Help others. Events are traumatic because they destroy our social fabric and disorder our expectations of the world. Giving to others helps strengthen the order in the world through good acts. As Martin Luther King Jr. and Mahatma Gandhi recognized, altruism is a kind of antidote to hatred and evil.
Manage your exposure exposure to the media so that you can stay as informed as you want without becoming overwhelmed with anxiety and stress…
Learn to live with fearful events and not in spite of them. This final recommendation to feeling safer is perhaps the hardest to achieve. As we work to understand tragic events, eventually we may be able to accept that terrible, unpredictable, and unpreventable things do occur and could happen to any of us. And despite that dreadful knowledge, we must make every effort to live our lives better, to love better, and to cherish every day we are given. There is great comfort in that.
Excellent advice, in my opinion. And let’s not forget all the stories of heroism and quick thinking during some of the recent tragedies. During and after the hurricanes there were daring water rescues, companies welcoming displaced people into their businesses, and people rescuing pets and animals and finding them homes. During the shooting in Las Vegas, there were people taking off their own clothes to apply pressure to wounds, others helping people over barriers so they could get to safety, and people comforting the wounded and staying with them until help arrived. So while Mother Nature and one crazed individual instigated tragic events, MANY people came together for their fellow men and women (and pets).
So what does the Harvest Moon have to do with all this? First, it reminds us that Mother Nature can be gentle. She can be beautiful. And she can be beneficial, as the moonlight provided by this moon in the past was used to gather crops back before tractors had lights (and probably before tractors).
Secondly, let’s look at how the planets are lining up during this Harvest moon. The information below is from Chani Nicholas, one of my favorite astrologers:
Thursday’s full moon asks us to harvest the wealth that comes from being aligned with the processes of release and regeneration.
On the same day as the full moon, Venus and Mars come together in Virgo. Together these two are a potent mix of erotic and creative energy. Venus magnetizes. Mars seeks out what it desires. Together in Virgo, their passion is put to good use. This combination is driven to perform a task and to do so with incredible urgency. Both planets are on their way to squaring Saturn, however, so the work needs to be done well as it will be tested. Thoroughly.
What could the above mean? Perhaps swift aid for Puerto Rico? Perhaps a serious discussion about assault rifles in the hands of civilians and gun laws? What does it mean to you? Is there something you need to release so you can start again? Is there a task that you have been putting off that has returned to you at this time, asking that it be done now, and done well? I think it merits some reflection, and I intend to spend some time ruminating.
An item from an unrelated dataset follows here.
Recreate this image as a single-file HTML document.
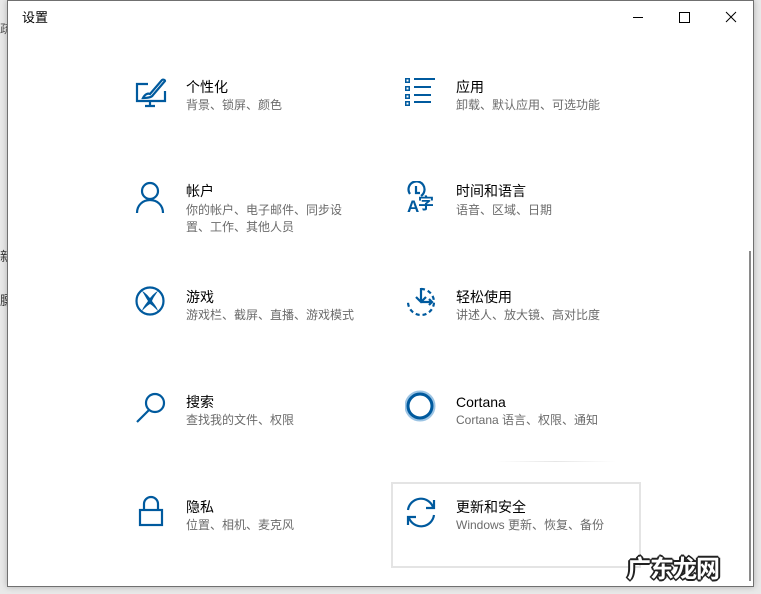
<!DOCTYPE html>
<html><head><meta charset="utf-8"><style>
body{margin:0;width:761px;height:594px;background:#e9e9e9;position:relative;overflow:hidden;font-family:"Liberation Sans","Noto Sans CJK SC",sans-serif}
.win{position:absolute;left:7px;top:0;width:745px;height:585px;background:#fff;border:1px solid #707070;box-shadow:0 0 6px rgba(0,0,0,.25)}
.t{position:absolute;font-size:14px;color:#000;line-height:18px;white-space:nowrap}
.s{position:absolute;font-size:12px;color:#6b6b6b;line-height:16px}
svg{position:absolute}
.b{stroke:#005a9e;fill:none;stroke-width:2.2}
</style></head><body>
<div style="position:absolute;left:0;top:20px;font-size:12px;color:#555">疏</div>
<div style="position:absolute;left:0;top:246px;font-size:13px;color:#333">新</div>
<div style="position:absolute;left:0;top:290px;font-size:13px;color:#333">膘</div>
<div class="win">
<div class="t" style="left:14px;top:8px;font-size:13px">设置</div>
<div style="position:absolute;left:625px;top:16px;width:10px;height:1px;background:#000"></div>
<div style="position:absolute;left:671px;top:11px;width:9px;height:9px;border:1px solid #000"></div>
<svg style="left:717px;top:10px" width="12" height="12"><path d="M1 1L11 11M11 1L1 11" stroke="#000" stroke-width="1"/></svg>
<div style="position:absolute;right:2px;top:250px;width:2px;height:330px;background:#8a8a8a"></div>

<svg style="left:127px;top:76px" width="34" height="32"><path class="b" d="M13 7H2v17h28V14"/><path class="b" d="M8 21c2-4 5-5 7-4l12-14c1-1 3 0 3 1L18 18c-1 2-5 3-10 3z"/><path class="b" d="M15 25v4M10 29h10"/></svg>
<div class="t" style="left:178px;top:77px">个性化</div>
<div class="s" style="left:178px;top:96px">背景、锁屏、颜色</div>

<svg style="left:127px;top:180px" width="32" height="34"><circle class="b" cx="15" cy="10" r="8"/><path class="b" d="M2 32c0-8 6-13 13-13s13 5 13 13"/></svg>
<div class="t" style="left:178px;top:181px">帐户</div>
<div class="s" style="left:178px;top:201px;width:160px;line-height:17px">你的帐户、电子邮件、同步设置、工作、其他人员</div>

<svg style="left:127px;top:285px" width="32" height="32"><circle class="b" cx="15" cy="15" r="13.5"/><path d="M7 5c4 2 6 5 8 7c2-2 4-5 8-7c-2 3-5 7-6 10c2 3 5 6 6 10c-3-3-6-6-8-7c-2 1-5 4-8 7c1-4 4-7 6-10C11 12 9 8 7 5z" fill="#005a9e"/></svg>
<div class="t" style="left:178px;top:287px">游戏</div>
<div class="s" style="left:178px;top:306px">游戏栏、截屏、直播、游戏模式</div>

<svg style="left:127px;top:389px" width="34" height="34"><circle class="b" cx="20" cy="13" r="9"/><path class="b" d="M14 20L2 32"/></svg>
<div class="t" style="left:178px;top:392px">搜索</div>
<div class="s" style="left:178px;top:411px">查找我的文件、权限</div>

<svg style="left:130px;top:494px" width="26" height="34"><path class="b" d="M6 15V9a7 7 0 0 1 14 0v6"/><rect class="b" x="2" y="15" width="22" height="15"/></svg>
<div class="t" style="left:178px;top:497px">隐私</div>
<div class="s" style="left:178px;top:516px">位置、相机、麦克风</div>

<svg style="left:397px;top:75px" width="32" height="30"><g fill="#005a9e"><rect x="0" y="2" width="5" height="5"/><rect x="0" y="10" width="5" height="5"/><rect x="0" y="18" width="5" height="5"/><rect x="0" y="25" width="5" height="5"/></g><g fill="#fff"><rect x="1.5" y="3.5" width="2" height="2"/><rect x="1.5" y="11.5" width="2" height="2"/><rect x="1.5" y="19.5" width="2" height="2"/><rect x="1.5" y="26.5" width="2" height="2"/></g><path d="M9 3h21M9 11h17M9 19h17M9 26h17" stroke="#005a9e" stroke-width="2"/></svg>
<div class="t" style="left:448px;top:77px">应用</div>
<div class="s" style="left:448px;top:96px">卸载、默认应用、可选功能</div>

<svg style="left:397px;top:180px" width="34" height="32"><path class="b" d="M5 13a8 8 0 1 1 11 2"/><path class="b" d="M11 5v7h4"/><text x="2" y="31" font-size="17" font-weight="bold" fill="#005a9e" font-family="Liberation Sans">A</text><text x="13" y="28" font-size="16" font-weight="bold" fill="#005a9e" font-family="Noto Sans CJK SC">字</text></svg>
<div class="t" style="left:448px;top:181px">时间和语言</div>
<div class="s" style="left:448px;top:201px">语音、区域、日期</div>

<svg style="left:397px;top:285px" width="32" height="32"><path d="M16 3a13 13 0 1 1-13 13" class="b" stroke-dasharray="4 3"/><path class="b" d="M16 2v14M11 11l5 5 5-5M16 16h11M24 13l3 3-3 3"/></svg>
<div class="t" style="left:448px;top:287px">轻松使用</div>
<div class="s" style="left:448px;top:306px">讲述人、放大镜、高对比度</div>

<svg style="left:397px;top:389px" width="34" height="34"><circle cx="15" cy="16" r="13" fill="none" stroke="#9cc4e4" stroke-width="5"/><circle cx="15" cy="16" r="12" fill="none" stroke="#005a9e" stroke-width="3"/></svg>
<div class="t" style="left:448px;top:392px">Cortana</div>
<div class="s" style="left:448px;top:411px">Cortana 语言、权限、通知</div>

<div style="position:absolute;left:488px;top:460px;width:120px;height:1px;background:linear-gradient(90deg,transparent,#e6e6e6,transparent)"></div>
<div style="position:absolute;left:383px;top:481px;width:246px;height:82px;border:2px solid #e4e4e4"></div>
<svg style="left:397px;top:495px" width="34" height="34"><path class="b" d="M3 14A13 13 0 0 1 28 11"/><path class="b" d="M29 4v8h-8"/><path class="b" d="M29 19A13 13 0 0 1 4 22"/><path class="b" d="M3 29v-8h8"/></svg>
<div class="t" style="left:448px;top:497px">更新和安全</div>
<div class="s" style="left:448px;top:516px">Windows 更新、恢复、备份</div>
</div>
<div style="position:absolute;left:627px;top:549px;font-size:24px;font-weight:bold;color:#fff;font-family:'Noto Sans CJK SC',sans-serif;letter-spacing:-1px;text-shadow:1px 1px 0 #222,-1px -1px 0 #222,1px -1px 0 #222,-1px 1px 0 #222,2px 0 0 #222,-2px 0 0 #222,0 2px 0 #222,0 -2px 0 #222">广东龙网</div>
</body></html>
Lastly, and on a lighter note, the Harvest moon reminds me of the song Neil Young sings of the same name. It is a beautiful song, and the video is filled with joy, dancing, and that unmistakable moon. I believe we could use a respite from the negative news, and listening to the loving words of this song and maybe even swaying to the lilting melody are a great way to find refuge. Take five minutes, watch the video, feel uplifted. We need as many people as possible to be living their true, thriving selves right now–our families, friends, communities, nation and world need us.